El Ogro ofendido
El pensamiento políticamente correcto suele maldecir y condenar a los gobiernos totalitarios, a los regímenes comunistas del pasado y a los rojos populismos del presente, a partir del despótico maltrato que ejercieron (o ejercen) sobre sus vasallos, sus críticos y disidentes, y las tres prácticas aberrantes, irrenunciables, de esos sistemas opresores: vigilancia, censura y represión. Se suele abominar las criminales dictaduras de Stalin, de Trujillo, de Franco, de Pinochet o de Videla, y se aplauden gobiernos corruptos, delictivos e igual de despóticos que, digamos, el régimen de Castro, de Chávez o Maduro, solo que los otros gobiernos corruptos, delictivos y despóticos navegan con bandera de democracias defectuosas (pero “democracias” al fin), o de Estados fallidos en vías de recomposición.
Como J. M. Coetzee recordó en su magistral Contra la censura, las tres linduras del totalitarismo (espionaje, censura, represalia) son fenómenos que surgen de la explosiva intransigencia del Estado cuando se siente ofendido: “El gesto punitivo de censurar tiene su origen en la reacción de ofenderse. La fortaleza de estar ofendido, como estado mental, radica en no dudar de sí mismo; su debilidad radica en no poder permitirse dudar de sí mismo”.
Ah, la ofensa. Ya desde la Ilustración, Voltaire estaba al tanto del peligro de ofender al poderoso, y recomendaba que lo mejor para un escritor era vivir cerca de una frontera internacional para ponerse a salvo en caso necesario. (Y sí. Lo hizo. Voltaire se exilió por siete años en Inglaterra, cuando ofendió al Chevalier de Rohan).
Señalar los abusos; denunciar los despojos al amparo del fuero o la jerarquía institucional; criticar la corrupción, la ilegalidad, la impunidad, la complicidad incluso de aquellos que gozan de cualquier tipo de poder, sea burocrático, jurídico, policiaco o militar, puede desencadenar la ira del Ogro ofendido y ser objeto de una vigilancia extrema, claro, si se vive bajo un gobierno corrupto, despótico y delictivo.
Y es que el espionaje de Estado es una infamia antigua. Por ejemplo, en la Rusia zarista comenzó con Alejandro I, quien creó una policía secreta para informar sobre las actividades de los opositores, censurar al teatro y la literatura, interceptar el correo o supervisar la emisión de pasaportes, y se institucionalizó con Nicolás I que en 1830 creó la Tercera Sección de la Cancillería Imperial, cuyas actividades, entre otras cosas, se enfocaban en rendir un pormenorizado informe de todo lo que sucedía.
El espionaje de Estado es una indecencia de índole rudimentaria o sofisticada.

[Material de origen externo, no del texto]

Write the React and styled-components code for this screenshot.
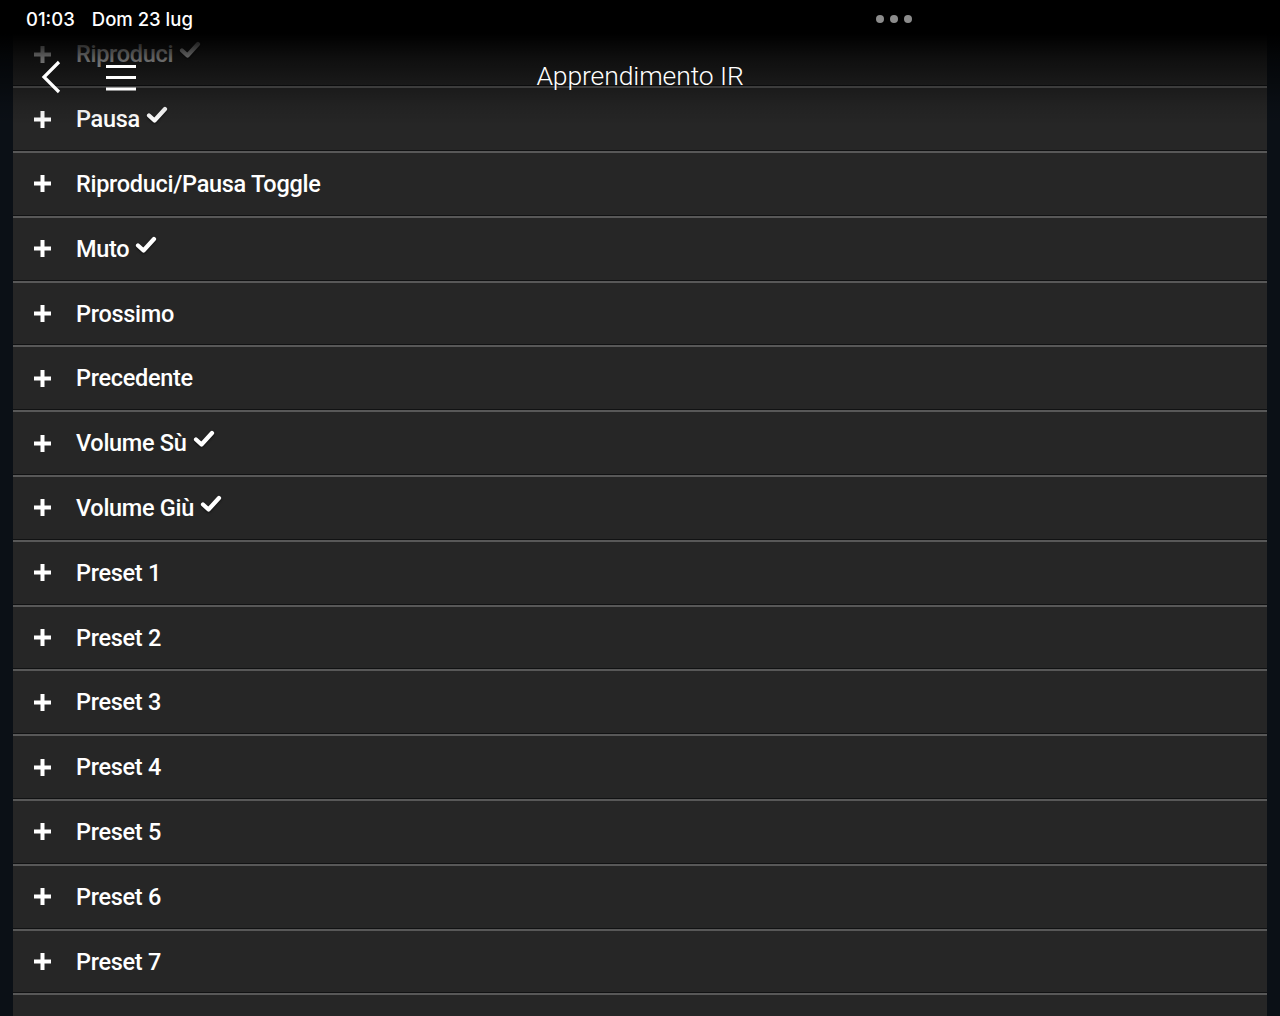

Hoy se espía con malware y ya no con orejas, a veces cercanas, familiares, basta recordar el triste caso de Osip Mandelstam: en 1933 compuso un poema sobre un tirano que presenciaba la ejecución de sus opositores, mientras atacaba un buen plato de frambuesas. Mandelstam nunca escribió el poema, todo era de memoria pero, sorpresivamente, en 1934 la policía estalinista irrumpió en su casa en busca del texto. Como castigo, aunque sin pruebas, Mandelstam fue enviado a Siberia, con la orden de escribir una Oda a favor de Stalin.
El espionaje de Estado es una vileza aunque intente edulcorarse con sentido del humor. Cuenta Salman Rushdie: “En el Congreso del PEN Club de Nueva York, Danilo Kiš, escritor brillante e ingenioso, había defendido la idea de que el Estado podía tener imaginación. ‘De hecho —dijo—, el Estado también tiene sentido del humor, y les pondré un ejemplo de un chiste del Estado’. Vivía en París, y un día recibió una carta de un amigo yugoslavo. Cuando la abrió encontró un sello oficial en la primera hoja. Rezaba: ESTA CARTA NO HA SIDO CENSURADA” (Joseph Anton. Memorias).
Con todo, el espionaje de Estado me sigue pareciendo diabólico e inmoral.